Frutto di un rilevante lavoro di ricerca storiografica e delle contestualità dei rispettivi periodi durante i quali si svolge l’intera narrazione, “Mi limitavo ad amare te” è un romanzo di ampio respiro che esce dalla dimensione del microcosmo individuale che purtroppo spesso contraddistingue certa narrativa nostrana. Al contrario, l’autrice ha scelto di puntare verso una dimensione internazionale dell’intera storia, che prende le mosse dal periodo dei bombardamenti di Sarajevo, del clima bellico che si respirava nell’ex-Jugoslavia nel 1992, in un’epoca che, attraverso queste pagine, torna a vivere davanti ai nostri occhi e all’immaginario del lettore con una forza vitale, tale da spingerci a seguire passo dopo passo il vissuto di questo gruppo di ragazzini.
E la percezione che si prova, nel corso della lettura, è davvero quella di un appagamento totale, di una profondità nelle relazioni umane di questi ragazzi, a mano a mano che la loro crescita si sviluppa nel corso degli anni, con tutte quelle privazioni che si trovano ad affrontare, prima in occasione della partenza improvvisa in pullman per salvarli, e senza la certezza di sapere se mai potranno riabbracciare, rivedere, ritrovare i propri genitori. Così tutto quanto accade in seguito, dal trasferimento in Italia all’ospitalità presso i vari istituti religiosi, dalle peripezie varie vissute mentre il tempo scorre inesorabilmente, viene narrato con un senso di partecipazione e un’angolazione vista attraverso questo gruppo di bambini, poi adolescenti, poi giovani adulti, e con un senso di ampio respiro che diventa l’occasione di una sincera narrazione di vita esistenziale, propria di chi sa cosa vuol dire condividere la sofferenza, le paure, i dubbi di ogni giorno, e soprattutto di fronte ad una tragedia come quella della guerra consumata a poche centinaia di chilometri di distanza dall’Italia.
Se proprio va evidenziata una cifra caratteristica di “Mi limitavo ad amare te” è proprio il taglio internazionale, la capacità dell’autrice di saper uscire dai confini nazionali, e di saper creare un prodotto narrativo contrassegnato da elementi di universalità, tali da saper toccare le corde emotive del lettore.

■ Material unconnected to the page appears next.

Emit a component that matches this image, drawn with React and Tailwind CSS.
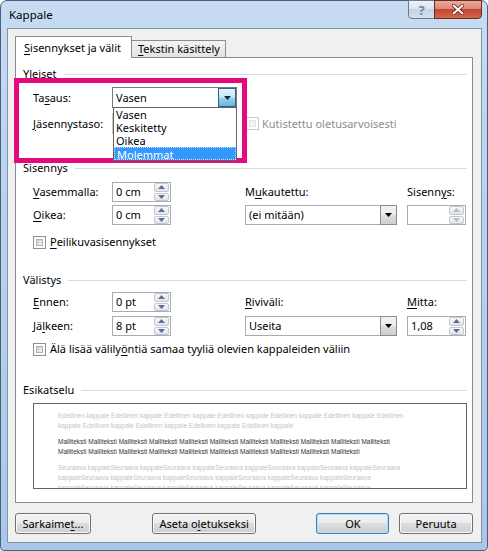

Come già era accaduto con il precedente romanzo “Le assaggiatrici” (che aveva fatto affermare Rosella Postorino in ambito mondiale), “Mi limitavo ad amare te” è una storia di crescita, di vissuto, di analisi di fronte ai fatti storici di rilevanza internazionale, nella quale è proprio lo sguardo rivolto agli ultimi, alle persone che faticano a difendersi, che devono compiere delle scelte improvvise, e si ritrovano, loro malgrado, protagoniste, di eventi straordinari, ineluttabili, e diventano a loro volta delle vere e proprie cartine di tornasole in grado di consentirci a meglio conoscere le implicazioni di una delle più agghiaccianti e tristi pagine di storia contemporanea.

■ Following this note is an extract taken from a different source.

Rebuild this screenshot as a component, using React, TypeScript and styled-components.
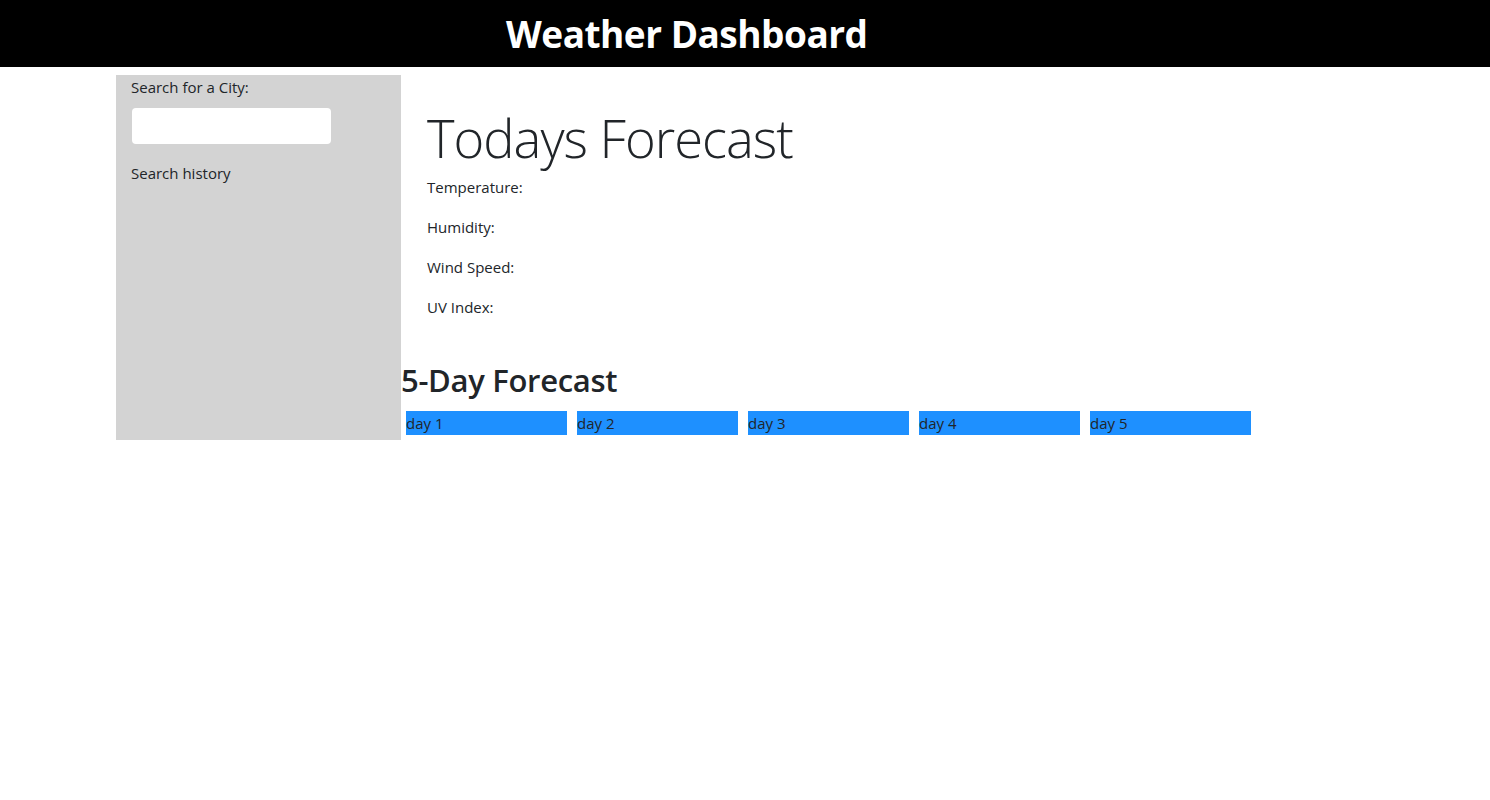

Se c’è un romanzo che merita quindi di essere letto e apprezzato, ebbene, è proprio questo. Perché Rosella Postorino ha alzato ulteriormente l’asticella, proprio per cogliere da una vicenda individuale (quella di tre ragazzini portati forzatamente in Italia dalla guerra di Sarajevo) gli spunti di una narrazione universale, coinvolgente, che sa emozionarci, coinvolgerci, commuoverci, e invita a farci riflettere con grande attenzione.